A week ago, i felt my world collapsed. This view where my future was nothing but a void of emptiness in all aspects was prevailing throughout my mind spreading to all the other senses of mine. And there I was, still and silent as numbness sneaked out of my heart and it spreads across my entire being.

"I've given you my heart", he said as darkness fell across the sky and all that gave light in my room was the illumination of my phone. "I didn't know when it happened, but i realised that my heart is no longer with me... its with you now. I may appear big and strong but my heart isn't, so take care of it", he continued. Silence ensued as I stared at the text over and over again as I felt my heart swell with this feeling of love and euphoria that was all new to me. I've never felt this ever before. "well, in case you didn't know, I've given you mine too. A long time ago. It needs tender loving care, it is flawed and broken and I've taken it out from a safe place for you. Protect it ok? Its fragile and I pretend to be strong but I am not. But you're my safe place. Don't break it... I don't think my heart will be able to survive that." And with that we knew this thing we have, its breaking all barriers and everything the both of us ever knew about love.

Let me take you back to probably a year ago. This fear I have from stepping into something new. This fear I have from opening up to someone else. This fear that someone is gonna leave me is something I can't seem to let go. That's the reason why that I have always been someone who has given everything to those I care about and not expect anything in return. It is solely to eliminate any form of disappointment that may result from it. I have always been the one standing there witnessing the retreating backs of everyone i ever cared about and all I could do was stare helplessly as they all walked away.

"I love you so much. Even though you're not here and near me, you're always in my heart and my mind all the time." Each text that appears each night is a variation... a confession of love of some sort. A reminder to the other about the other's importance to them. What started as just a simple "I love you too" from me gradually progressed to "I love you too... Always and forever. Don't ever forget that". 

I have since managed to collect pieces of my thoughts. The sincerity of his love. The loyalty I crave, he provided. And above all that? All of my weaknesses are his strengths and he is the missing puzzle piece that I have been searching all this while. I wished that I could fight for this. Salvage it somehow. Start over. Getting to know each other all over again.

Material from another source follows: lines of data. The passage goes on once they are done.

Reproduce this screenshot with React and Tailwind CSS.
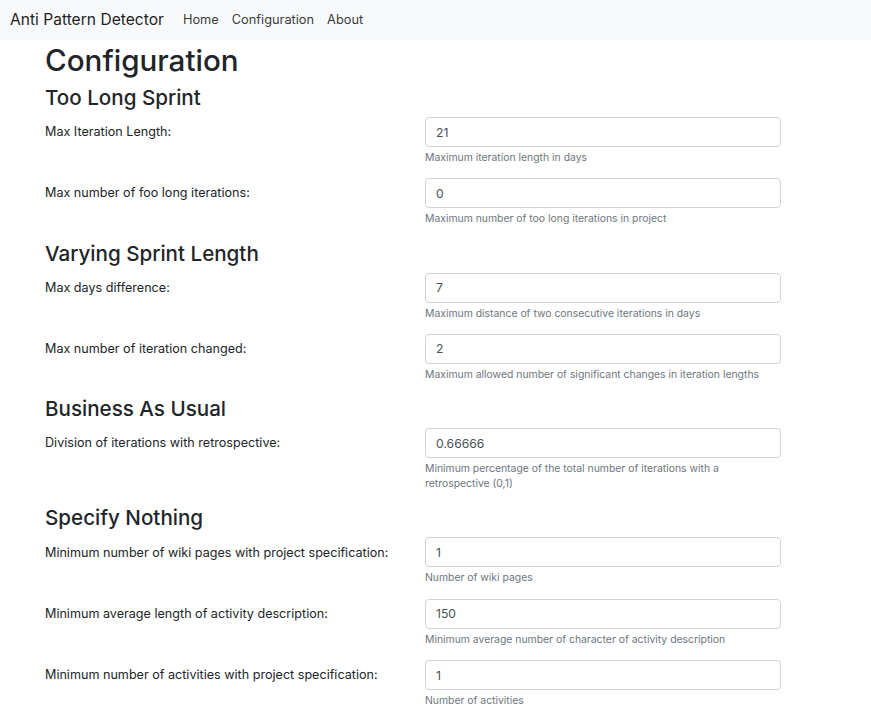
const sections = [
  {
    title: 'Too Long Sprint',
    fields: [
      { label: 'Max Iteration Length:', value: '21', help: 'Maximum iteration length in days' },
      { label: 'Max number of foo long iterations:', value: '0', help: 'Maximum number of too long iterations in project' },
    ],
  },
  {
    title: 'Varying Sprint Length',
    fields: [
      { label: 'Max days difference:', value: '7', help: 'Maximum distance of two consecutive iterations in days' },
      { label: 'Max number of iteration changed:', value: '2', help: 'Maximum allowed number of significant changes in iteration lengths' },
    ],
  },
  {
    title: 'Business As Usual',
    fields: [
      {
        label: 'Division of iterations with retrospective:',
        value: '0.66666',
        help: 'Minimum percentage of the total number of iterations with a retrospective (0,1)',
      },
    ],
  },
  {
    title: 'Specify Nothing',
    fields: [
      { label: 'Minimum number of wiki pages with project specification:', value: '1', help: 'Number of wiki pages' },
      { label: 'Minimum average length of activity description:', value: '150', help: 'Minimum average number of character of activity description' },
      { label: 'Minimum number of activities with project specification:', value: '1', help: 'Number of activities' },
    ],
  },
];

function Field({ field }) {
  return (
    <div className="mb-[13.3px] grid grid-cols-[380px_356px]">
      <label className="flex h-[30px] items-center pt-px text-[12.6px] text-[#212529]">{field.label}</label>
      <div>
        <input
          type="text"
          defaultValue={field.value}
          className="block h-[30px] w-full rounded-[4px] border border-[#ced4da] bg-white px-[10px] text-[12.2px] text-[#495057] outline-none"
        />
        <p className="mt-[3px] text-[10.4px] leading-[15px] text-[#6c757d]">{field.help}</p>
      </div>
    </div>
  );
}

export default function App() {
  return (
    <div className="min-h-screen bg-white font-['Inter','Liberation_Sans',sans-serif] text-[#212529]">
      <nav className="flex h-10 items-center bg-[#f8f9fa] px-[10px]">
        <span className="mr-[19px] text-[15.6px] text-black/90">Anti Pattern Detector</span>
        <div className="flex items-center gap-[13px] text-[12.8px] text-black/80">
          <a>Home</a>
          <a>Configuration</a>
          <a>About</a>
        </div>
      </nav>

      <main className="pl-[45px]">
        <h1 className="mt-px mb-[5px] text-[29.6px] font-medium leading-[38px]">Configuration</h1>
        {sections.map((section) => (
          <section key={section.title}>
            <h3 className="mb-[6px] text-[20.6px] font-medium leading-[27px]">{section.title}</h3>
            {section.fields.map((field) => (
              <Field key={field.label} field={field} />
            ))}
          </section>
        ))}
      </main>
    </div>
  );
}
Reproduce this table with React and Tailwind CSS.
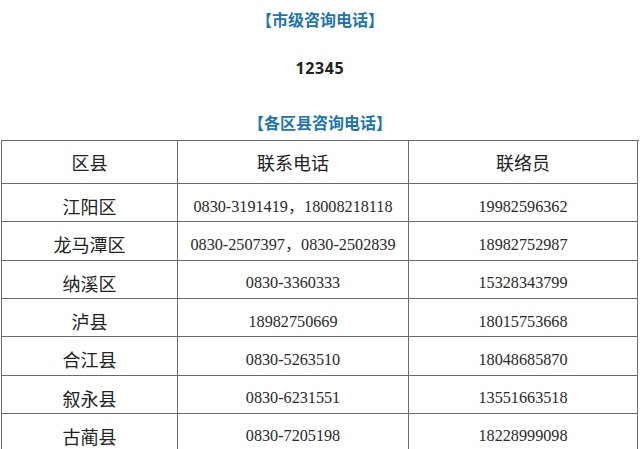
import React from "react";

const rows = [
  ["江阳区", "0830-3191419，18008218118", "19982596362"],
  ["龙马潭区", "0830-2507397，0830-2502839", "18982752987"],
  ["纳溪区", "0830-3360333", "15328343799"],
  ["泸县", "18982750669", "18015753668"],
  ["合江县", "0830-5263510", "18048685870"],
  ["叙永县", "0830-6231551", "13551663518"],
  ["古蔺县", "0830-7205198", "18228999098"],
];

export default function App() {
  return (
    <div className="w-[640px] h-[449px] overflow-hidden bg-white flex flex-col items-center font-['Noto_Sans_CJK_SC',sans-serif]">
      <div className="mt-[7px] h-[24px] leading-[24px] text-[16px] font-bold text-[#1e74ad]">
        【市级咨询电话】
      </div>
      <div className="mt-[25px] h-[24px] leading-[24px] text-[16px] font-bold text-[#222] tracking-[0.6px] font-['Noto_Sans',sans-serif]">
        12345
      </div>
      <div className="mt-[30px] h-[24px] leading-[24px] text-[16px] font-bold text-[#1e74ad]">
        【各区县咨询电话】
      </div>

      {/* district table */}
      <div className="mt-[6px] ml-[1px] self-start w-[638px] border-l border-t border-[#6b6b6b] grid grid-cols-[176px_231px_229px]">
        {["区县", "联系电话", "联络员"].map((h) => (
          <div
            key={h}
            className="h-[43px] flex items-center justify-center border-r border-b border-[#6b6b6b] text-[18px] text-[#222]"
          >
            {h}
          </div>
        ))}
        {rows.map((r) => (
          <React.Fragment key={r[0]}>
            <div className="h-[38.33px] pt-[8px] flex items-center justify-center border-r border-b border-[#6b6b6b] text-[18px] text-[#222]">
              {r[0]}
            </div>
            <div className="h-[38.33px] pt-[8px] flex items-center justify-center border-r border-b border-[#6b6b6b] text-[16.2px] text-[#2a2a2a] font-['Liberation_Serif','Noto_Sans_CJK_SC',serif]">
              {r[1]}
            </div>
            <div className="h-[38.33px] pt-[8px] flex items-center justify-center border-r border-b border-[#6b6b6b] text-[16.2px] text-[#2a2a2a] font-['Liberation_Serif','Noto_Sans_CJK_SC',serif]">
              {r[2]}
            </div>
          </React.Fragment>
        ))}
      </div>
    </div>
  );
}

Bare. Unprotected. Unmasked.

But he has made up his mind and i will respect that. So I will leave it up to God to give me the strength I need for this. If it was meant to be, it will be meant for me.

"I didn't know it was possible", we both confessed, "to miss someone this much, until you."

As the thought process slowly returned and the numbness dissipating from my heart. I am feeling this huge emptiness. The hole in my heart. The void that I can't seem to shake off. This lost is overwhelming my senses. When you're in a long distance relationship... You will always have this feeling of missing someone. You never knew you were able to miss someone that much.

"I don't think we can be together anymore" and the silence that follows. A silence so loud and deafening that I could not block the sound out. A single slice so sharp, it broke me.

It takes 2 hands to clap in every situation. I may have contributed to this and I don't know how to make things right.

And suddenly, you realise this feeling of looking forward to see someone is never gonna be full-filled. Like a thirst that can't be quenched.

"Oh, be still my heart. Be still. We'll be Ok."

But above it all and non-relating to this, my friends. They're my angels from God.